Benefits of Man-Made
Radiation In the 20th century, mankind learned to use radiation to improve the quality of life. The development of nuclear technology is one of the most significant achievements of the 20th century, according to the National Academy of Engineering. Today, people use nuclear technology in nearly every field and aspect of life from medicine to manufacturing and construction, to powering common household items, to
producing electricity for one of every five U.S. homes and businesses.
Here are some of the many ways radiation benefits us all:
Medicine. According to the Society of Nuclear Medicine,
5,000 nuclear medicine centers in the United States perform nearly 18 million nuclear medicine procedures each year. These procedures prolong and improve the quality of people’s lives. Radioisotopes also are used in 100 million laboratory tests on body fluid and tissue specimens. Today, approximately 500,000 cancer patients in the United States receive radiation treatment at some point in their therapy. Radioisotopes and X-rays aid physicians in diagnosing and treating scores of other diseases.

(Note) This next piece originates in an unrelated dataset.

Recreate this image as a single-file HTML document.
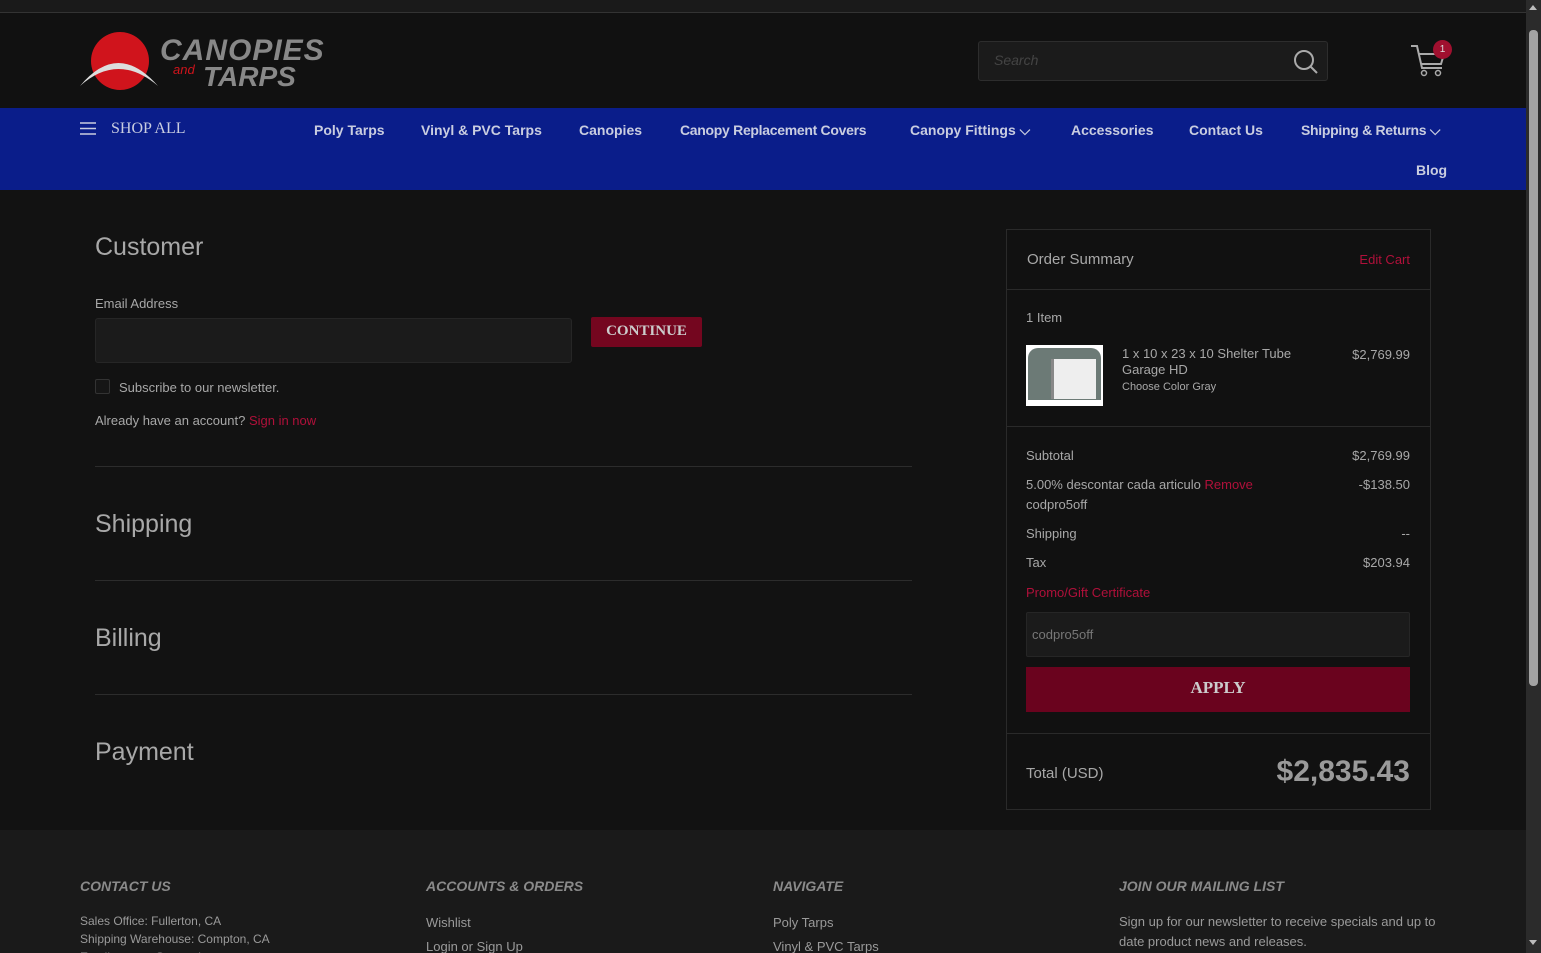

Nuclear medicine can evaluate the functional performance of various organs. It can do that because different organs use different specific elements more than others. For example, the thyroid uses iodine, bones take up phosphorus and muscles use a lot of potassium. In nuclear medicine, tiny amounts of a radioactive form of these elements are introduced into a patient’s body. The “radioisotopes” are picked up by specific organs, enabling a special camera to take a picture of how that organ is functioning in striking detail. For example:
Myocardial perfusion imaging maps blood flow to the heart, allowing physicians to see whether a patient has heart disease and to determine the most effective course of treatment.
Bone scans can detect the spread of cancer six to 18 months earlier than X-rays.
Kidney scans are much more sensitive than X-rays or ultrasounds in fully evaluating kidney function.
Imaging with radioactive technetium-99m can help diagnose bone infections at the earliest possible stage.
Laboratory techniques using radioactivity can detect underactive thyroids in newborn babies, making prompt treatment possible and saving many children from mental retardation.
In higher doses, radioisotopes also help treat disease. When former President George H.W. Bush and Mrs. Bush suffered from Graves’ disease, a thyroid condition, they were cured by drinking a form of radioactive
iodine that concentrates naturally in the thyroid and destroys in the diseased portion. This treatment is so successful that it virtually has replaced thyroid urgery.
Radioactive iodine’s widespread use in therapy for thyroid cancer results in a lower recurrence rate than drug therapy and voids potentially fatal side effects, such as the destruction of bone marrow.